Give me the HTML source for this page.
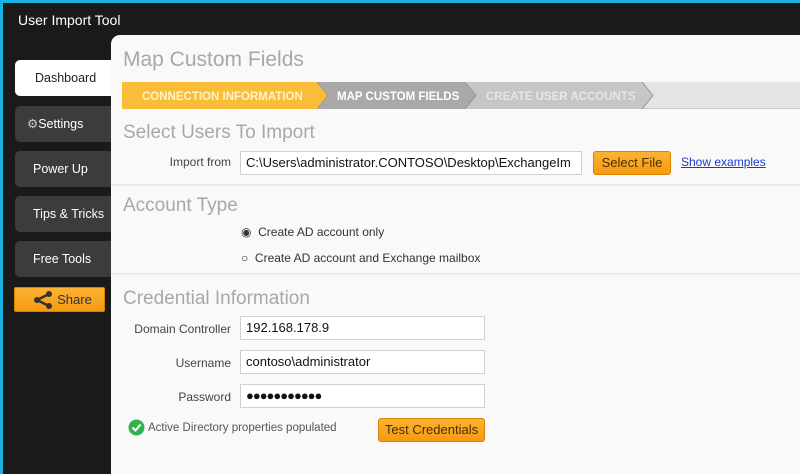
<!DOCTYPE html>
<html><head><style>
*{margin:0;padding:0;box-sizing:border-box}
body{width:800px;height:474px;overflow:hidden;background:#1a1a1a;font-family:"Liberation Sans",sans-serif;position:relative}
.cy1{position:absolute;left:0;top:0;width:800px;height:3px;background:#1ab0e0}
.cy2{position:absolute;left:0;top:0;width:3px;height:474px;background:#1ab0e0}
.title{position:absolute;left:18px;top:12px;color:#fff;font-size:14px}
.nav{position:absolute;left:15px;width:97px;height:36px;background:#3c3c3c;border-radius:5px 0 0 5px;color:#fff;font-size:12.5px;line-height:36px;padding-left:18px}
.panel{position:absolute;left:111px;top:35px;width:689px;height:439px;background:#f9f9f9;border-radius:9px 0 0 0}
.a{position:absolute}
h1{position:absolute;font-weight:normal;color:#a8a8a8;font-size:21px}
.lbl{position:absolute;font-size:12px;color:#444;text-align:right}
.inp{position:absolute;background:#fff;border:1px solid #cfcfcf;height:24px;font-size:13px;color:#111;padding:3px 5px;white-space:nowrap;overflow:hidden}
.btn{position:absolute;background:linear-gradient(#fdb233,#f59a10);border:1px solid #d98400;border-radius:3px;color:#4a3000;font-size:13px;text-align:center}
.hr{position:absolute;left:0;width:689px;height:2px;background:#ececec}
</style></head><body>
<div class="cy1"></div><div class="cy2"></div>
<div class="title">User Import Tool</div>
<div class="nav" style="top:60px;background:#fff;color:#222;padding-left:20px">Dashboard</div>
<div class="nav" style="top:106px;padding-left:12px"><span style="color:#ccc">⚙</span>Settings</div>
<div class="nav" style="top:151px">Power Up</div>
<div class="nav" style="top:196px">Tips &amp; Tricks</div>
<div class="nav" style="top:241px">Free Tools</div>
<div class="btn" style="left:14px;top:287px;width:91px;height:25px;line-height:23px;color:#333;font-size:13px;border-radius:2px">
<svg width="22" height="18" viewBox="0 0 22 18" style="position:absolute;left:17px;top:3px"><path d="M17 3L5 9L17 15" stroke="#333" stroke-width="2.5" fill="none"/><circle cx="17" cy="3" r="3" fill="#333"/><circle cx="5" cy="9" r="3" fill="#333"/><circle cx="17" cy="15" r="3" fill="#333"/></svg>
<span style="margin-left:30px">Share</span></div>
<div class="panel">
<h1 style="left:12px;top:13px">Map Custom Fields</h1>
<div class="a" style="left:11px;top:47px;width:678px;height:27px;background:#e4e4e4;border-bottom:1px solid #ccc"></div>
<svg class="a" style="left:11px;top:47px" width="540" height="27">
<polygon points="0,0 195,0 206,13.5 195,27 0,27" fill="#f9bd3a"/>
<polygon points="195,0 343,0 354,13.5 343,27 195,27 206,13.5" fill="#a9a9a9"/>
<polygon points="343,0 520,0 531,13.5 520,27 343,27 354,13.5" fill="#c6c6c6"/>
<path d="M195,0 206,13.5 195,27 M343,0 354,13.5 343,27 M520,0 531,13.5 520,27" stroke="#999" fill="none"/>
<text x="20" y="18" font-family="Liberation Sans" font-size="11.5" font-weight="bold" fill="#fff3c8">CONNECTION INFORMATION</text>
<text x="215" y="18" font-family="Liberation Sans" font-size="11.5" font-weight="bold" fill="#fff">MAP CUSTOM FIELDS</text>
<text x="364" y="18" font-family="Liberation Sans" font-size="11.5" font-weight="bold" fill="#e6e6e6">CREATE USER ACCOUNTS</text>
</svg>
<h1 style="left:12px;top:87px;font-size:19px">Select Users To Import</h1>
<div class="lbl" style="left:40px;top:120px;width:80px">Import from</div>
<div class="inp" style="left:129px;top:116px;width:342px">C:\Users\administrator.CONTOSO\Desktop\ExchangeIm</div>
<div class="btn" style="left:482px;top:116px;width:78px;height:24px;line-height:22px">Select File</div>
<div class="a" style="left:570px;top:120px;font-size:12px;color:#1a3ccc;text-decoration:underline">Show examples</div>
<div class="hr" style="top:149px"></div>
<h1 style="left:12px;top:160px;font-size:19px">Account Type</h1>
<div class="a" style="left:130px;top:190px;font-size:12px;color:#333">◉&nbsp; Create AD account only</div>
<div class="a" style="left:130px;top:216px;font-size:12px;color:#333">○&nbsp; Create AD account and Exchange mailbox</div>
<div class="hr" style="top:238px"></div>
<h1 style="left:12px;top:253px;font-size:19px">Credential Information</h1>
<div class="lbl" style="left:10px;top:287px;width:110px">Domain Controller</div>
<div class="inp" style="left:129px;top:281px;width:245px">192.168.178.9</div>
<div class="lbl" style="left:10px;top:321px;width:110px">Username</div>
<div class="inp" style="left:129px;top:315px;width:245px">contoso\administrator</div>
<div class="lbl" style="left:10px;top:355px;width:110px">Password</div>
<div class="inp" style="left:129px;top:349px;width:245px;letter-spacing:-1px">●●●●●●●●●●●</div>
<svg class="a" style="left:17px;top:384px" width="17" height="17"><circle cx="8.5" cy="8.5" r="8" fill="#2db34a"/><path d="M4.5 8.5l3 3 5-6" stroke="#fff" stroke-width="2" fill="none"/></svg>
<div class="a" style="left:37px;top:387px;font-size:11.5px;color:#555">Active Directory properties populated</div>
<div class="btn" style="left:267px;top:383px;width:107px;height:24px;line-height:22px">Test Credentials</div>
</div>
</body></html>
★ ★ ★ ★
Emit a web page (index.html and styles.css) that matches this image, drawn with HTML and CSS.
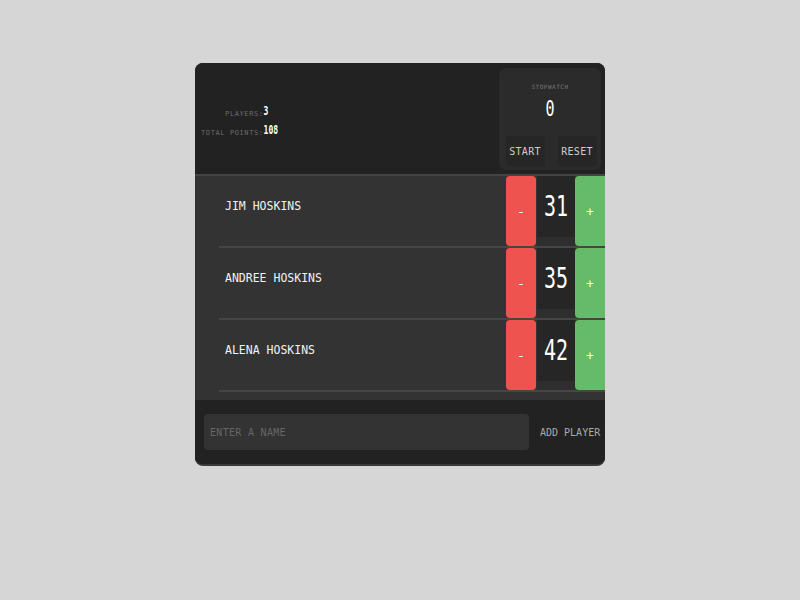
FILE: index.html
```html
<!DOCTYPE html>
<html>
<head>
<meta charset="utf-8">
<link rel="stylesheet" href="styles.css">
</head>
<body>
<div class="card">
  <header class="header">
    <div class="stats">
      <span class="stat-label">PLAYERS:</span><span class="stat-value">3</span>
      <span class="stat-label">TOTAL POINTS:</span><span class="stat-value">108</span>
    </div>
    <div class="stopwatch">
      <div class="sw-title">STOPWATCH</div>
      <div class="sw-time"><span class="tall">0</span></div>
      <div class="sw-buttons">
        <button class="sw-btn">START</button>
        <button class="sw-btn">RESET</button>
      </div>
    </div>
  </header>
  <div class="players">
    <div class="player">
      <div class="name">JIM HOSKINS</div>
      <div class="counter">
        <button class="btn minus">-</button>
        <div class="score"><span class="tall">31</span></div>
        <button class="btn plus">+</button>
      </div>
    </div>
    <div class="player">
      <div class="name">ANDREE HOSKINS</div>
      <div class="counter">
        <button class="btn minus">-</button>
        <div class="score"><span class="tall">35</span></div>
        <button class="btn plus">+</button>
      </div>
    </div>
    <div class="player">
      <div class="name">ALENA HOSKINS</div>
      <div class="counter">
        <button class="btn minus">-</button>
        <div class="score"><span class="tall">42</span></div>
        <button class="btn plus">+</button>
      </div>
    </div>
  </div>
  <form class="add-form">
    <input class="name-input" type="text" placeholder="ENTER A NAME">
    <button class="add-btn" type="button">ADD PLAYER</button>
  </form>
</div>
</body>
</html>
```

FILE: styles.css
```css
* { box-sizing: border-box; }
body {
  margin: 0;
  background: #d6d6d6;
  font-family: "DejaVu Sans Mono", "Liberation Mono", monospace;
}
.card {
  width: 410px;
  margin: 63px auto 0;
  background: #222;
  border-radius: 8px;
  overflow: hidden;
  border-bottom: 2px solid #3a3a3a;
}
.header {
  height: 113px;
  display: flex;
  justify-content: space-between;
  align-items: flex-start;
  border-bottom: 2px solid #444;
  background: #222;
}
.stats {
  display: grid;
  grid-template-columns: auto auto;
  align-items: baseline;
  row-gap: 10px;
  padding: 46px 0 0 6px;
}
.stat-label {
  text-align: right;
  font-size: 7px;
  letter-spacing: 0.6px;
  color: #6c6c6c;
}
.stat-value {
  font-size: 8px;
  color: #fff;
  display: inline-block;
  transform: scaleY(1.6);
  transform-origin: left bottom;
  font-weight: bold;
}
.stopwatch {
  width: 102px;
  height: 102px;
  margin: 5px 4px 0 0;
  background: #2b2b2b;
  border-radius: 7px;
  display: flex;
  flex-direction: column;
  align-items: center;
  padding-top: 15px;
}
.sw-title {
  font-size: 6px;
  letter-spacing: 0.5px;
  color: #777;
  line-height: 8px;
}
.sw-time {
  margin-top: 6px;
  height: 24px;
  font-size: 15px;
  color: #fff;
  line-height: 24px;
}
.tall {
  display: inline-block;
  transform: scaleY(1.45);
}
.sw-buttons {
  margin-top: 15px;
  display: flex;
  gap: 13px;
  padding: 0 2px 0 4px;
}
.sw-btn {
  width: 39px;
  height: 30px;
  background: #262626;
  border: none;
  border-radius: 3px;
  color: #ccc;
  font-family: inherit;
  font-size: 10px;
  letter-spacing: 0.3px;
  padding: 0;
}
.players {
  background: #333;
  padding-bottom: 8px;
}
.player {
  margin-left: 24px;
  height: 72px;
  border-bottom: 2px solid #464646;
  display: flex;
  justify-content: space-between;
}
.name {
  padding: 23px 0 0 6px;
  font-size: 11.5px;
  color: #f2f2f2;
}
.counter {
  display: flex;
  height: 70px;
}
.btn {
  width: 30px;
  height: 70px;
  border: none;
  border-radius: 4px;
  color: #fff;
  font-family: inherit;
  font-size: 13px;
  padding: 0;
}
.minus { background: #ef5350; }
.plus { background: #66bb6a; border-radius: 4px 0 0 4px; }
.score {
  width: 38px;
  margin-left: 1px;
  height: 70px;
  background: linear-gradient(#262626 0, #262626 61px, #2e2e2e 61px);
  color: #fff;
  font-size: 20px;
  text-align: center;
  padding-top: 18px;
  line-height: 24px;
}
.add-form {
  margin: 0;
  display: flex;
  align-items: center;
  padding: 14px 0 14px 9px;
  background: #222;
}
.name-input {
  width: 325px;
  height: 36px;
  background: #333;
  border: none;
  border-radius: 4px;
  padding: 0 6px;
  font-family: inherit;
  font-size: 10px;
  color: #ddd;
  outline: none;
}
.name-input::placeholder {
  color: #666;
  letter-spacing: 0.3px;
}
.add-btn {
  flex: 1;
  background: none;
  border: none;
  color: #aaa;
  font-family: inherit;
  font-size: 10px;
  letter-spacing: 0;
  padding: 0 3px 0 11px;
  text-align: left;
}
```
★ ★ ★ ★
The word "index" appears in how many lines of the data? Answer with only the number.

Written answer: 2